Work to do: Quote every line below exactly and skip any picture.

Data lines:
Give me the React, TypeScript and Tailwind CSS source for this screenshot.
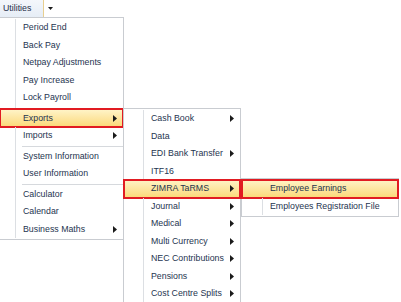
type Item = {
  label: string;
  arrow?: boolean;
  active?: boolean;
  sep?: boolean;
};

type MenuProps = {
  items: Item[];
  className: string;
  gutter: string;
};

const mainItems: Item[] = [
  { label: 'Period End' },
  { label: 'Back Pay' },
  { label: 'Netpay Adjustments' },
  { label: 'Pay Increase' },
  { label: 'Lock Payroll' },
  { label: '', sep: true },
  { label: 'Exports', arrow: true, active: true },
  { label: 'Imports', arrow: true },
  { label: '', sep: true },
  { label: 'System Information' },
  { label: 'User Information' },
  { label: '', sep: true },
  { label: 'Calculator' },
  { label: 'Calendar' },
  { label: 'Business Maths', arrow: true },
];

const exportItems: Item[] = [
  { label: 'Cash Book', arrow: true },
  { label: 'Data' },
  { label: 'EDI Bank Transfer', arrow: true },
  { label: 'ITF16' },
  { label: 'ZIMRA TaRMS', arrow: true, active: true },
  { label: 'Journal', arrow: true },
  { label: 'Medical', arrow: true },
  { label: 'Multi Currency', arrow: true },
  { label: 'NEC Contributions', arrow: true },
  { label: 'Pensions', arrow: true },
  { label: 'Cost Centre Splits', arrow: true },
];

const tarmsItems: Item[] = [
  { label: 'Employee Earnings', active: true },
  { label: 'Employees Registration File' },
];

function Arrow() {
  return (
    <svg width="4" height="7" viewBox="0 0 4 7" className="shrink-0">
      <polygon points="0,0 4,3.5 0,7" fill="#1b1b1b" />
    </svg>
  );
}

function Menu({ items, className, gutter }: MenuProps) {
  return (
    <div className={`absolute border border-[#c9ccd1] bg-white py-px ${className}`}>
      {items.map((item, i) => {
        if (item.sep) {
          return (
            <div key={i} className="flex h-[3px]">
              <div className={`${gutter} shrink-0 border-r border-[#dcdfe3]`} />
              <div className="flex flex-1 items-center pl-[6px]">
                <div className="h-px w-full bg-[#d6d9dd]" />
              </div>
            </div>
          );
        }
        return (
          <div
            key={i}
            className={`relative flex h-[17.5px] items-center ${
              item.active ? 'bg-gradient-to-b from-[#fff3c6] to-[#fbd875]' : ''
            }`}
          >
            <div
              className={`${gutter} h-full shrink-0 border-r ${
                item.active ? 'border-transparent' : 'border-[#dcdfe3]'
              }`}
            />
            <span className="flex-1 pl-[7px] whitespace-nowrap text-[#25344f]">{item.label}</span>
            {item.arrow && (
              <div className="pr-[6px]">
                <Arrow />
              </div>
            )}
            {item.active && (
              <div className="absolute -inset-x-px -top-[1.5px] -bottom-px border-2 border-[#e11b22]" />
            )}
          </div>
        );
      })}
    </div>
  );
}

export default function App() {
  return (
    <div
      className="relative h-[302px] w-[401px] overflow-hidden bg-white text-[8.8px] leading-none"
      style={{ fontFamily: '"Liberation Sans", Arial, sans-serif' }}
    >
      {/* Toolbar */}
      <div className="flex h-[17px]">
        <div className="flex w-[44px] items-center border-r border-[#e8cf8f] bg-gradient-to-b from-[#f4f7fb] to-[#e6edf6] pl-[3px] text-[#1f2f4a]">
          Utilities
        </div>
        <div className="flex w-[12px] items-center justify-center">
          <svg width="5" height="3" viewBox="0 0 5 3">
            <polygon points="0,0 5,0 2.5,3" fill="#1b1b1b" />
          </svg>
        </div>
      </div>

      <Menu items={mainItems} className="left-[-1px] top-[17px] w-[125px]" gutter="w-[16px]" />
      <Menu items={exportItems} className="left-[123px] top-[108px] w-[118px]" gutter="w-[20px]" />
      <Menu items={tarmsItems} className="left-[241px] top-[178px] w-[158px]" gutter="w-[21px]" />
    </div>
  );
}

Final result:
Give me the React, TypeScript and Tailwind CSS source for this screenshot.
type Item = {
  label: string;
  arrow?: boolean;
  active?: boolean;
  sep?: boolean;
};

type MenuProps = {
  items: Item[];
  className: string;
  gutter: string;
};

const mainItems: Item[] = [
  { label: 'Period End' },
  { label: 'Back Pay' },
  { label: 'Netpay Adjustments' },
  { label: 'Pay Increase' },
  { label: 'Lock Payroll' },
  { label: '', sep: true },
  { label: 'Exports', arrow: true, active: true },
  { label: 'Imports', arrow: true },
  { label: '', sep: true },
  { label: 'System Information' },
  { label: 'User Information' },
  { label: '', sep: true },
  { label: 'Calculator' },
  { label: 'Calendar' },
  { label: 'Business Maths', arrow: true },
];

const exportItems: Item[] = [
  { label: 'Cash Book', arrow: true },
  { label: 'Data' },
  { label: 'EDI Bank Transfer', arrow: true },
  { label: 'ITF16' },
  { label: 'ZIMRA TaRMS', arrow: true, active: true },
  { label: 'Journal', arrow: true },
  { label: 'Medical', arrow: true },
  { label: 'Multi Currency', arrow: true },
  { label: 'NEC Contributions', arrow: true },
  { label: 'Pensions', arrow: true },
  { label: 'Cost Centre Splits', arrow: true },
];

const tarmsItems: Item[] = [
  { label: 'Employee Earnings', active: true },
  { label: 'Employees Registration File' },
];

function Arrow() {
  return (
    <svg width="4" height="7" viewBox="0 0 4 7" className="shrink-0">
      <polygon points="0,0 4,3.5 0,7" fill="#1b1b1b" />
    </svg>
  );
}

function Menu({ items, className, gutter }: MenuProps) {
  return (
    <div className={`absolute border border-[#c9ccd1] bg-white py-px ${className}`}>
      {items.map((item, i) => {
        if (item.sep) {
          return (
            <div key={i} className="flex h-[3px]">
              <div className={`${gutter} shrink-0 border-r border-[#dcdfe3]`} />
              <div className="flex flex-1 items-center pl-[6px]">
                <div className="h-px w-full bg-[#d6d9dd]" />
              </div>
            </div>
          );
        }
        return (
          <div
            key={i}
            className={`relative flex h-[17.5px] items-center ${
              item.active ? 'bg-gradient-to-b from-[#fff3c6] to-[#fbd875]' : ''
            }`}
          >
            <div
              className={`${gutter} h-full shrink-0 border-r ${
                item.active ? 'border-transparent' : 'border-[#dcdfe3]'
              }`}
            />
            <span className="flex-1 pl-[7px] whitespace-nowrap text-[#25344f]">{item.label}</span>
            {item.arrow && (
              <div className="pr-[6px]">
                <Arrow />
              </div>
            )}
            {item.active && (
              <div className="absolute -inset-x-px -top-[1.5px] -bottom-px border-2 border-[#e11b22]" />
            )}
          </div>
        );
      })}
    </div>
  );
}

export default function App() {
  return (
    <div
      className="relative h-[302px] w-[401px] overflow-hidden bg-white text-[8.8px] leading-none"
      style={{ fontFamily: '"Liberation Sans", Arial, sans-serif' }}
    >
      {/* Toolbar */}
      <div className="flex h-[17px]">
        <div className="flex w-[44px] items-center border-r border-[#e8cf8f] bg-gradient-to-b from-[#f4f7fb] to-[#e6edf6] pl-[3px] text-[#1f2f4a]">
          Utilities
        </div>
        <div className="flex w-[12px] items-center justify-center">
          <svg width="5" height="3" viewBox="0 0 5 3">
            <polygon points="0,0 5,0 2.5,3" fill="#1b1b1b" />
          </svg>
        </div>
      </div>

      <Menu items={mainItems} className="left-[-1px] top-[17px] w-[125px]" gutter="w-[16px]" />
      <Menu items={exportItems} className="left-[123px] top-[108px] w-[118px]" gutter="w-[20px]" />
      <Menu items={tarmsItems} className="left-[241px] top-[178px] w-[158px]" gutter="w-[21px]" />
    </div>
  );
}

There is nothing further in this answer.